最初のうちは、彼らの環境を調整しながら、エネルギー量の調整とストレスの原因を取り除くことが求められます。また、彼らに接する方は、共感的に波長を合わせていくことにより、彼らの断片化した自己がまとまりを帯びていくことに役立ちます。さらに、瞑想やヨガ、ダンスなどのエクササイズに取り組むと、身体内部や精神内部にも注意を向けていく練習になります。身体の中の流動性をじっくり味わいながら、心身を鍛えて、固い部分や弱い部分を解きほぐしていき、生理機能や自己調整能力を強化していくのが良いでしょう。
20)瞑想による神秘的体験の変容
自己愛性パーソナリティ障害の人の心理療法では、従来の対話のみのカウンセリングは、全部表面で滑ってしまって、心にも響かなくて、改善されないまま終わることになるかもしれません。
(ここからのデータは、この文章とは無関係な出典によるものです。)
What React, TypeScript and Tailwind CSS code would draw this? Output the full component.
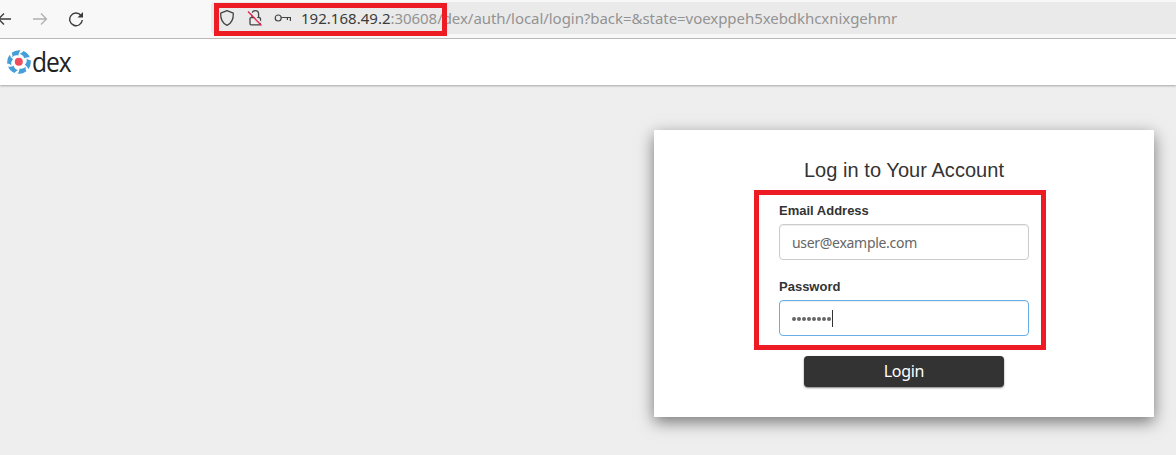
import React from "react";

const blades = [0, 60, 120, 180, 240, 300];
const dots = [0, 1, 2, 3, 4, 5, 6, 7];

function DexMark() {
  return (
    <svg className="h-6 w-6 shrink-0" viewBox="-12 -12 24 24">
      {blades.map((angle) => (
        <path
          key={angle}
          d="M-7.4 -9.2 A11.8 11.8 0 0 1 1.6 -11.7 C0.3 -10.2 -0.4 -8.6 -0.6 -6.4 C-3 -7.2 -5.2 -6.4 -7 -4.6 C-6.4 -6.3 -6.5 -7.8 -7.4 -9.2 Z"
          transform={`rotate(${angle})`}
          fill="#449fd8"
        />
      ))}
      <circle cx="-0.2" cy="-0.3" r="4" fill="#f04d5c" />
    </svg>
  );
}

function Toolbar() {
  return (
    <div className="flex h-[39px] border-b border-[#bcbcbc] bg-[#f8f8f8] pt-[2px]">
      <div className="flex w-[211px] shrink-0 items-start pt-[9px]">
        <svg className="h-4 w-[90px]" viewBox="0 0 90 16" fill="none" strokeWidth="1.3">
          <path d="M11 8H-1M4 2.5L-1.5 8L4 13.5" stroke="#3b3b3b" />
          <path d="M33 8H46M41 2.5L46.5 8L41 13.5" stroke="#b0b0b0" />
          <path d="M81 4.5A6.3 6.3 0 1 0 82.3 9" stroke="#3b3b3b" strokeWidth="1.4" />
          <path d="M83 1V6.5H77.5Z" fill="#3b3b3b" />
        </svg>
      </div>
      <div className="relative flex h-8 flex-1 items-center rounded-l bg-[#eaeaea] pl-2">
        <svg className="h-[18px] w-[76px] shrink-0" viewBox="0 0 76 18" fill="none" stroke="#444" strokeWidth="1.3">
          <path d="M8 1.6L14.3 4.2C14.6 10 12.5 14.2 8 16.4C3.5 14.2 1.4 10 1.7 4.2Z" strokeLinejoin="round" />
          <rect x="31" y="8.6" width="10.5" height="7.2" rx="1" />
          <path d="M33 8.4V4.9a3.3 3.3 0 0 1 6.6 0V8.4" />
          <path d="M30.5 2L44 15.5" stroke="#eaeaea" strokeWidth="1.6" />
          <path d="M29 2.5L42.5 16.5" stroke="#e22850" strokeWidth="1.4" />
          <circle cx="59.2" cy="9" r="3" strokeWidth="1.2" />
          <path d="M62.2 8.5H72M71.4 8.5V12M68.4 8.5V11" strokeWidth="1.2" />
        </svg>
        <div className="ml-[6px] whitespace-nowrap font-['Noto_Sans',sans-serif] text-[15px] leading-[20px] text-[#939393]">
          <span className="tracking-[0.02px] text-[#3c3c3c]">192.168.49.2</span>
          <span className="tracking-[-0.05px]">:30608/dex/auth/local/login?back=&amp;state=voexppeh5xebdkhcxnixgehmr</span>
        </div>
        <div className="absolute left-[3px] top-px h-[33px] w-[233px] border-5 border-[#ed1c24]" />
      </div>
    </div>
  );
}

function Field({ label, active, children }: { label: string; active?: boolean; children: React.ReactNode }) {
  return (
    <div className="h-[76px]">
      <div className="h-[22px] font-['Liberation_Sans',Arial,sans-serif] text-[13px] font-bold leading-[17px] text-[#333]">
        {label}
      </div>
      <div
        className={`flex h-9 w-[250px] items-center rounded border bg-white px-3 font-['Noto_Sans',sans-serif] text-[14px] tracking-[-0.3px] text-[#666] shadow-[inset_0_1px_1px_rgba(0,0,0,0.075)] ${
          active ? "border-[#66afe9]" : "border-[#ccc]"
        }`}
      >
        {children}
      </div>
    </div>
  );
}

export default function App() {
  return (
    <div className="flex h-[455px] w-[1176px] flex-col overflow-hidden bg-[#eee]">
      <Toolbar />
      <header className="flex h-[46px] shrink-0 items-center bg-white pl-[7px] shadow-[0_1px_2px_rgba(0,0,0,0.3)]">
        <DexMark />
        <span className="mb-[2px] ml-px origin-left scale-x-[0.91] font-['Open_Sans',sans-serif] text-[27px] leading-none tracking-[-1.2px] text-[#222]">
          dex
        </span>
      </header>
      <main className="flex justify-end pr-[22px] pt-[45px]">
        <div className="relative h-[287px] w-[500px] bg-white pt-[28px] shadow-[0_5px_15px_rgba(0,0,0,0.5)]">
          <h1 className="text-center font-['Liberation_Sans',Arial,sans-serif] text-[20px] leading-6 tracking-[0.05px] text-[#333]">
            Log in to Your Account
          </h1>
          <div className="ml-[125px] mt-5">
            <Field label="Email Address">
              <span>user@example.com</span>
            </Field>
            <Field label="Password" active>
              <span className="mt-[2px] flex gap-px">
                {dots.map((k) => (
                  <span key={k} className="h-1 w-1 rounded-full bg-[#666]" />
                ))}
              </span>
              <span className="ml-px h-[17px] w-px bg-[#333]" />
            </Field>
          </div>
          <button className="mx-auto mt-[2px] block h-[31px] w-[200px] rounded bg-[#333] font-['Noto_Sans',sans-serif] text-[16px] leading-[29px] tracking-[-0.3px] text-white shadow-[0_1px_2px_rgba(0,0,0,0.5)]">
            Login
          </button>
          <div className="pointer-events-none absolute left-[100px] top-[60px] h-40 w-[292px] border-5 border-[#ed1c24]" />
        </div>
      </main>
    </div>
  );
}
当相談室では、トラウマの種類によって違いますが、本人に絶望や無力な状態に向き合ってもらい、最も堕ちた状態に入ってもらって、そこから反転させることにより、神経システムが平衡状態に戻り、穏やかな性格に変わるという治療を行います。
瞑想により、望みのなさや悲しみ、取り返しのつかない恐怖を思い浮かべていき、身体の反応を見ていきます。そして、地獄の最下層の凍漬地獄に辿りつくと、身体と心に反応が起きて、それらを体験しつくすと、天国への階段を昇ります。その過程で、息苦しく、血の気が引いて、鳥肌が立って、涙が溢れて、手足が震えて、温かいピリピリとした波に包まれるような体験をされるかもしれません。
最終的に、温かいものが両腕や両太もも、身体の中に入ってくるかもしれません。また、手足が膨らんで、ほっぺも膨らんで、首と肩がリラックスして、お腹の中が熱く柔らかい感じがするかもしれません。このように身体の内側から変化を起こし、生きた心地を取り戻すようなセッションを繰り返して、新しい自分に生まれ変わることを目指します。